The moon’s shallow gravity well means exit velocities with as little as 1.7 km/s are sufficient for launch to orbit. Slightly more, and you can deliver raw materials anywhere in the solar system. Engineering difficulties grow exponentially with launch velocity, so it is hard to overstate the advantage of low orbital velocity over Earth, where orbital velocities of nearly 8 km/s are required.
Further, the moon’s ever-present vacuum and abundant sunshine for solar electric power greatly enable this low-cost launch technology.
NASA and others are committed to returning to the moon; this means commercialization is necessary. An enormous market need for raw materials (water, fuel, metals, and oxygen) on lunar and Earth orbits, at Lagrange points, and for Mars settlement is projected. Our launching technology is synergistic with early investments in lunar mining and in situ materials processing.
Earth launch was the original application for electromagnetic launch. Long before we understood the pitfalls of previous approaches and the opportunity to use high-temperature superconductors, Earth launch was the focus.
It will require a small “third stage” rocket motor for additional delta V and to overcome atmospheric drag. This is true both because acceleration to higher orbital velocities is geometrically harder and because the launch of orbital velocity cargo without control for circularization and final delta V in an ever-more-crowded Earth orbit is unthinkable.

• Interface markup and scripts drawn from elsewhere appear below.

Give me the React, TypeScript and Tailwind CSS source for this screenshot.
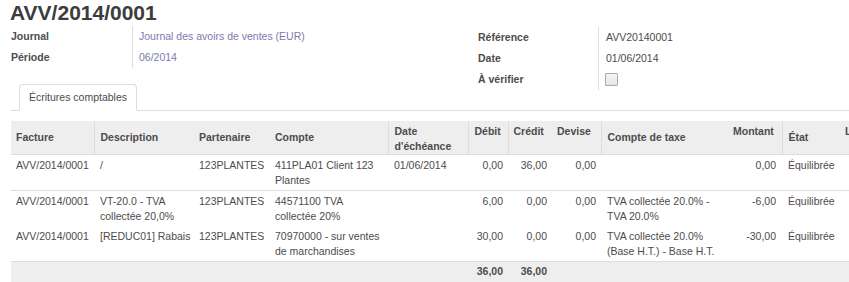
import { Fragment } from "react";

const rows = [
  {
    facture: "AVV/2014/0001",
    description: "/",
    partenaire: "123PLANTES",
    compte: "411PLA01 Client 123 Plantes",
    echeance: "01/06/2014",
    debit: "0,00",
    credit: "36,00",
    devise: "0,00",
    taxe: "",
    montant: "0,00",
    etat: "Équilibrée",
    border: true,
  },
  {
    facture: "AVV/2014/0001",
    description: "VT-20.0 - TVA collectée 20,0%",
    partenaire: "123PLANTES",
    compte: "44571100 TVA collectée 20%",
    echeance: "",
    debit: "6,00",
    credit: "0,00",
    devise: "0,00",
    taxe: "TVA collectée 20.0% - TVA 20.0%",
    montant: "-6,00",
    etat: "Équilibrée",
    border: false,
  },
  {
    facture: "AVV/2014/0001",
    description: "[REDUC01] Rabais",
    partenaire: "123PLANTES",
    compte: "70970000 - sur ventes de marchandises",
    echeance: "",
    debit: "30,00",
    credit: "0,00",
    devise: "0,00",
    taxe: "TVA collectée 20.0% (Base H.T.) - Base H.T.",
    montant: "-30,00",
    etat: "Équilibrée",
    border: true,
  },
];

const widths = [83, 99, 76, 119, 80, 40, 43, 50, 126, 55, 57, 60];

export default function App() {
  return (
    <div className="w-[849px] h-[282px] overflow-hidden bg-white text-[#4c4c4c] text-[10.5px] leading-[15px] font-['Liberation_Sans',Arial,sans-serif]">
      {/* Title */}
      <h1 className="pl-[10px] pt-[2px] text-[21px] leading-[22px] font-bold text-[#3c3c3c]">
        AVV/2014/0001
      </h1>

      {/* Fields */}
      <div className="flex pl-[11px] mt-[2px]">
        <div className="w-[467px] grid grid-cols-[121px_1fr] self-start">
          <div className="h-[21px] flex items-center font-bold">Journal</div>
          <div className="h-[21px] flex items-center border-l border-[#dddddd] pl-[6px] text-[#7c7bad]">
            Journal des avoirs de ventes (EUR)
          </div>
          <div className="h-[21px] flex items-center font-bold">Période</div>
          <div className="h-[21px] flex items-center border-l border-[#dddddd] pl-[6px] text-[#7c7bad]">
            06/2014
          </div>
        </div>
        <div className="grid grid-cols-[120px_1fr] mt-[1px]">
          <div className="h-[21px] flex items-center font-bold">Référence</div>
          <div className="h-[21px] flex items-center border-l border-[#dddddd] pl-[7px]">AVV20140001</div>
          <div className="h-[21px] flex items-center font-bold">Date</div>
          <div className="h-[21px] flex items-center border-l border-[#dddddd] pl-[7px]">01/06/2014</div>
          <div className="h-[21px] flex items-center font-bold">À vérifier</div>
          <div className="h-[21px] flex items-center border-l border-[#dddddd] pl-[6px]">
            <span className="w-[13px] h-[13px] border border-[#aaaaaa] bg-gradient-to-b from-[#f4f4f4] to-[#e6e6e6] rounded-[1px]" />
          </div>
        </div>
      </div>

      {/* Notebook */}
      <div className="ml-[11px] -mt-[6px] border-b border-[#dddddd] flex">
        <div className="ml-[8px] -mb-px w-[118px] h-[27px] border border-b-white border-[#dddddd] rounded-t-[4px] bg-white flex items-center justify-center">
          Écritures comptables
        </div>
      </div>

      {/* Lines */}
      <div className="pl-[11px] pt-[10px] overflow-hidden">
        <table className="table-fixed border-collapse w-[888px] text-left">
          <colgroup>
            {widths.map((w, i) => (
              <col key={i} style={{ width: w }} />
            ))}
          </colgroup>
          <thead>
            <tr className="bg-[#eeeeee] h-[33px] font-bold border-b border-[#dddddd]">
              <th className="pl-[5px] align-middle border-r border-[#dddddd]">Facture</th>
              <th className="pl-[6px] align-middle">Description</th>
              <th className="pl-[6px] align-middle">Partenaire</th>
              <th className="pl-[6px] align-middle border-r border-[#dddddd]">Compte</th>
              <th className="pl-[6px] pt-[3px] align-top border-r border-[#dddddd]">
                Date<br />d'échéance
              </th>
              <th className="pl-[6px] pt-[3px] align-top border-r border-[#dddddd]">Débit</th>
              <th className="pl-[5px] pt-[3px] align-top">Crédit</th>
              <th className="pl-[6px] pt-[3px] align-top border-r border-[#dddddd]">Devise</th>
              <th className="pl-[6px] align-middle">Compte de taxe</th>
              <th className="pl-[6px] pt-[3px] align-top border-r border-[#dddddd]">Montant</th>
              <th className="pl-[6px] align-middle">État</th>
              <th className="pl-[6px] pt-[3px] align-top">L</th>
            </tr>
          </thead>
          <tbody>
            {rows.map((r, i) => (
              <Fragment key={i}>
                <tr className={r.border ? "border-b border-[#dddddd] align-top" : "align-top"}>
                  <td className="pl-[5px] pt-[3px] pb-[2px]">{r.facture}</td>
                  <td className="pl-[6px] pt-[3px] pb-[2px]">{r.description}</td>
                  <td className="pl-[6px] pt-[3px] pb-[2px]">{r.partenaire}</td>
                  <td className="pl-[6px] pr-[6px] pt-[3px] pb-[2px]">{r.compte}</td>
                  <td className="pl-[6px] pt-[3px] pb-[2px]">{r.echeance}</td>
                  <td className="pr-[5px] pt-[3px] pb-[2px] text-right">{r.debit}</td>
                  <td className="pr-[4px] pt-[3px] pb-[2px] text-right">{r.credit}</td>
                  <td className="pr-[5px] pt-[3px] pb-[2px] text-right">{r.devise}</td>
                  <td className="pl-[6px] pr-[4px] pt-[3px] pb-[2px]">{r.taxe}</td>
                  <td className="pr-[6px] pt-[3px] pb-[2px] text-right">{r.montant}</td>
                  <td className="pl-[6px] pt-[3px] pb-[2px]">{r.etat}</td>
                  <td />
                </tr>
              </Fragment>
            ))}
          </tbody>
          <tfoot>
            <tr className="bg-[#eeeeee] font-bold h-[24px] align-top">
              <td colSpan={5} />
              <td className="pr-[5px] pt-[2px] text-right">36,00</td>
              <td className="pr-[4px] pt-[2px] text-right">36,00</td>
              <td colSpan={5} />
            </tr>
          </tfoot>
        </table>
      </div>
    </div>
  );
}
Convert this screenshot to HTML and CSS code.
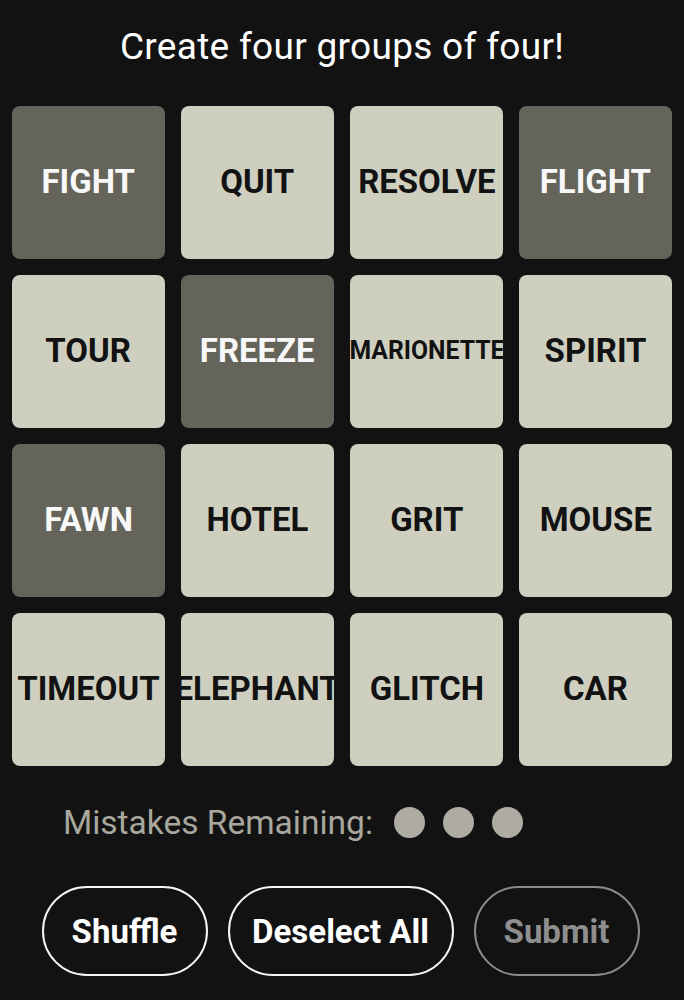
FILE: index.html
```html
<!DOCTYPE html>
<html lang="en">
<head>
<meta charset="utf-8">
<title>Connections</title>
<link rel="stylesheet" href="styles.css">
</head>
<body>
<main class="game">
  <h1 class="title">Create four groups of four!</h1>
  <div class="board">
    <div class="tile selected"><span>FIGHT</span></div>
    <div class="tile"><span>QUIT</span></div>
    <div class="tile"><span>RESOLVE</span></div>
    <div class="tile selected"><span>FLIGHT</span></div>
    <div class="tile"><span>TOUR</span></div>
    <div class="tile selected"><span>FREEZE</span></div>
    <div class="tile small"><span>MARIONETTE</span></div>
    <div class="tile"><span>SPIRIT</span></div>
    <div class="tile selected"><span>FAWN</span></div>
    <div class="tile"><span>HOTEL</span></div>
    <div class="tile"><span>GRIT</span></div>
    <div class="tile"><span>MOUSE</span></div>
    <div class="tile"><span>TIMEOUT</span></div>
    <div class="tile"><span>ELEPHANT</span></div>
    <div class="tile"><span>GLITCH</span></div>
    <div class="tile"><span>CAR</span></div>
  </div>
  <div class="mistakes">
    <span class="mistakes-label">Mistakes Remaining:</span>
    <span class="dots"><i class="dot"></i><i class="dot"></i><i class="dot"></i></span>
  </div>
  <div class="actions">
    <button class="btn btn-shuffle">Shuffle</button>
    <button class="btn btn-deselect">Deselect All</button>
    <button class="btn btn-submit" disabled>Submit</button>
  </div>
</main>
</body>
</html>
```
FILE: styles.css
```css
* { box-sizing: border-box; }
html, body {
  margin: 0;
  padding: 0;
  background: #121212;
}
body {
  font-family: Roboto, "Liberation Sans", Arial, sans-serif;
  color: #ffffff;
}
.game {
  width: 684px;
  padding: 0 12px;
}
.title {
  margin: 0;
  padding-top: 26px;
  height: 106px;
  font-weight: 400;
  font-size: 37px;
  line-height: 42px;
  text-align: center;
  letter-spacing: 0.3px;
}
.board {
  display: grid;
  grid-template-columns: repeat(4, 153px);
  grid-auto-rows: 153px;
  gap: 16px;
}
.tile {
  background: #cfcfc0;
  border-radius: 8px;
  display: flex;
  align-items: center;
  justify-content: center;
  color: #121212;
  font-weight: 700;
  font-size: 34px;
  white-space: nowrap;
  padding-bottom: 4px;
}
.tile span {
  display: inline-block;
  transform: scaleX(0.97);
}
.tile.small {
  font-size: 25.5px;
}
.tile.selected {
  background: #64645a;
  color: #f8f8f8;
}
.mistakes {
  display: flex;
  align-items: center;
  justify-content: center;
  margin-top: 36px;
  height: 40px;
  padding-right: 98px;
}
.mistakes-label {
  font-size: 33.5px;
  color: #a8a79e;
  margin-right: 21px;
}
.dots {
  display: flex;
  gap: 18px;
}
.dot {
  display: block;
  width: 31px;
  height: 31px;
  border-radius: 50%;
  background: #aeaba2;
}
.actions {
  display: flex;
  justify-content: center;
  gap: 20px;
  margin-top: 44px;
  padding-right: 3px;
}
.btn {
  height: 90px;
  border-radius: 45px;
  border: 2px solid #f4f4f4;
  background: transparent;
  color: #ffffff;
  font-family: Roboto, "Liberation Sans", Arial, sans-serif;
  font-weight: 700;
  font-size: 33px;
  padding: 0;
}
.btn-shuffle { width: 166px; }
.btn-deselect { width: 226px; }
.btn-submit {
  width: 166px;
  border-color: #8a8a8a;
  color: #8e8e8e;
}
```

Such a system would operate at costs of just a few dollars per pound to orbit for raw materials, transforming the space industry. The key economic drivers are high yearly tonnage, robust low-maintenance operation, delivery cylinders made of useful materials on orbit (upcycled or recycled), and low cost or return of reusable small third-stage rocket motors.
Defense was the first use case for electromagnetic launch efforts. Early on, the defense department recognized that chemical propellants had reached their limits and started the first rail gun research efforts. This research was accelerated by President Reagan’s Strategic Defense Initiative, a.k.a. Star Wars. While rail gun efforts did not prove fruitful, much was learned.
The inherent benefits of an electromagnetic approach remain true today.